Your goal:
Output each entry that follows exactly. Images stay out.
%%
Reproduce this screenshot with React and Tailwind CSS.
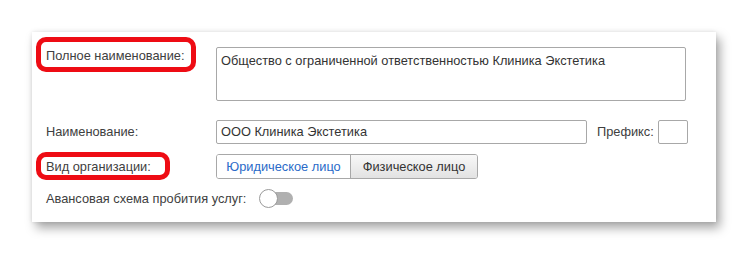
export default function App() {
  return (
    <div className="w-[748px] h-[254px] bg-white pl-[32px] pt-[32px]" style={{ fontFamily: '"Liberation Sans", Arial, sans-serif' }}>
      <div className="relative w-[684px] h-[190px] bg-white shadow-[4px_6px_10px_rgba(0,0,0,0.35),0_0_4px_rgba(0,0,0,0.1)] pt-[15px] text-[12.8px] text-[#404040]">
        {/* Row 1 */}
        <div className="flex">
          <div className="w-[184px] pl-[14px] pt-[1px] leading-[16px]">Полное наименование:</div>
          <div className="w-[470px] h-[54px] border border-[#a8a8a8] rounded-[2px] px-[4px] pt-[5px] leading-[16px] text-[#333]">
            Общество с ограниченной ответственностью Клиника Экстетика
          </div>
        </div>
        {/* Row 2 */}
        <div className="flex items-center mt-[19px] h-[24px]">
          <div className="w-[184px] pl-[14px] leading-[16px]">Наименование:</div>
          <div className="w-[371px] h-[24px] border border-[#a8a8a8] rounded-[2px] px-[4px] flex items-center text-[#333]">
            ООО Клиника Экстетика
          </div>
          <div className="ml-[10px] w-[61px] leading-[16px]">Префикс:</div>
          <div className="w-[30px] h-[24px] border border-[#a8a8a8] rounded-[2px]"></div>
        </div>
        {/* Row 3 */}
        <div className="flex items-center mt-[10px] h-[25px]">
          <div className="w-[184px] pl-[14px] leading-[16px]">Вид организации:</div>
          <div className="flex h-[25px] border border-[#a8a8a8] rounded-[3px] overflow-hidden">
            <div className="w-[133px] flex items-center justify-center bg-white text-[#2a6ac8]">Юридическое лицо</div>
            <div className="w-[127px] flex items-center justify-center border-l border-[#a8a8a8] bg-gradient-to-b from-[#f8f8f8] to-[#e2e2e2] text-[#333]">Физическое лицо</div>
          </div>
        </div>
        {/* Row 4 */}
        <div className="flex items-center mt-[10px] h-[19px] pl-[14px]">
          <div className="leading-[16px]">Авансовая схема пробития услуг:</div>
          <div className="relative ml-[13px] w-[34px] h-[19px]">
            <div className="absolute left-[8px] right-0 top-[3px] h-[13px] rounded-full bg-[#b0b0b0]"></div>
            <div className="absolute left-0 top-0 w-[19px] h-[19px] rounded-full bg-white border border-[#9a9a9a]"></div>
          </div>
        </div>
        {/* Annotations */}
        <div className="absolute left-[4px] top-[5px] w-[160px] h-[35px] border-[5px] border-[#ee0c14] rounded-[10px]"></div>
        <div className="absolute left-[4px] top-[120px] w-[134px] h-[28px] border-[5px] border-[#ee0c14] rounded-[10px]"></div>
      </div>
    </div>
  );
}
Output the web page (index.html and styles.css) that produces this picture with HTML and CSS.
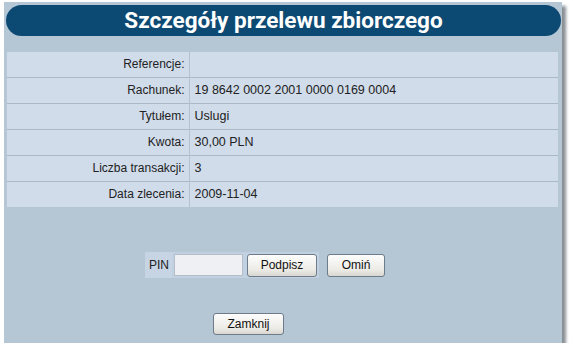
%%
Solution:
Reproduce this screenshot with React and Tailwind CSS.
export default function App() {
  return (
    <div className="w-[748px] h-[254px] bg-white pl-[32px] pt-[32px]" style={{ fontFamily: '"Liberation Sans", Arial, sans-serif' }}>
      <div className="relative w-[684px] h-[190px] bg-white shadow-[4px_6px_10px_rgba(0,0,0,0.35),0_0_4px_rgba(0,0,0,0.1)] pt-[15px] text-[12.8px] text-[#404040]">
        {/* Row 1 */}
        <div className="flex">
          <div className="w-[184px] pl-[14px] pt-[1px] leading-[16px]">Полное наименование:</div>
          <div className="w-[470px] h-[54px] border border-[#a8a8a8] rounded-[2px] px-[4px] pt-[5px] leading-[16px] text-[#333]">
            Общество с ограниченной ответственностью Клиника Экстетика
          </div>
        </div>
        {/* Row 2 */}
        <div className="flex items-center mt-[19px] h-[24px]">
          <div className="w-[184px] pl-[14px] leading-[16px]">Наименование:</div>
          <div className="w-[371px] h-[24px] border border-[#a8a8a8] rounded-[2px] px-[4px] flex items-center text-[#333]">
            ООО Клиника Экстетика
          </div>
          <div className="ml-[10px] w-[61px] leading-[16px]">Префикс:</div>
          <div className="w-[30px] h-[24px] border border-[#a8a8a8] rounded-[2px]"></div>
        </div>
        {/* Row 3 */}
        <div className="flex items-center mt-[10px] h-[25px]">
          <div className="w-[184px] pl-[14px] leading-[16px]">Вид организации:</div>
          <div className="flex h-[25px] border border-[#a8a8a8] rounded-[3px] overflow-hidden">
            <div className="w-[133px] flex items-center justify-center bg-white text-[#2a6ac8]">Юридическое лицо</div>
            <div className="w-[127px] flex items-center justify-center border-l border-[#a8a8a8] bg-gradient-to-b from-[#f8f8f8] to-[#e2e2e2] text-[#333]">Физическое лицо</div>
          </div>
        </div>
        {/* Row 4 */}
        <div className="flex items-center mt-[10px] h-[19px] pl-[14px]">
          <div className="leading-[16px]">Авансовая схема пробития услуг:</div>
          <div className="relative ml-[13px] w-[34px] h-[19px]">
            <div className="absolute left-[8px] right-0 top-[3px] h-[13px] rounded-full bg-[#b0b0b0]"></div>
            <div className="absolute left-0 top-0 w-[19px] h-[19px] rounded-full bg-white border border-[#9a9a9a]"></div>
          </div>
        </div>
        {/* Annotations */}
        <div className="absolute left-[4px] top-[5px] w-[160px] h-[35px] border-[5px] border-[#ee0c14] rounded-[10px]"></div>
        <div className="absolute left-[4px] top-[120px] w-[134px] h-[28px] border-[5px] border-[#ee0c14] rounded-[10px]"></div>
      </div>
    </div>
  );
}
Output the web page (index.html and styles.css) that produces this picture with HTML and CSS.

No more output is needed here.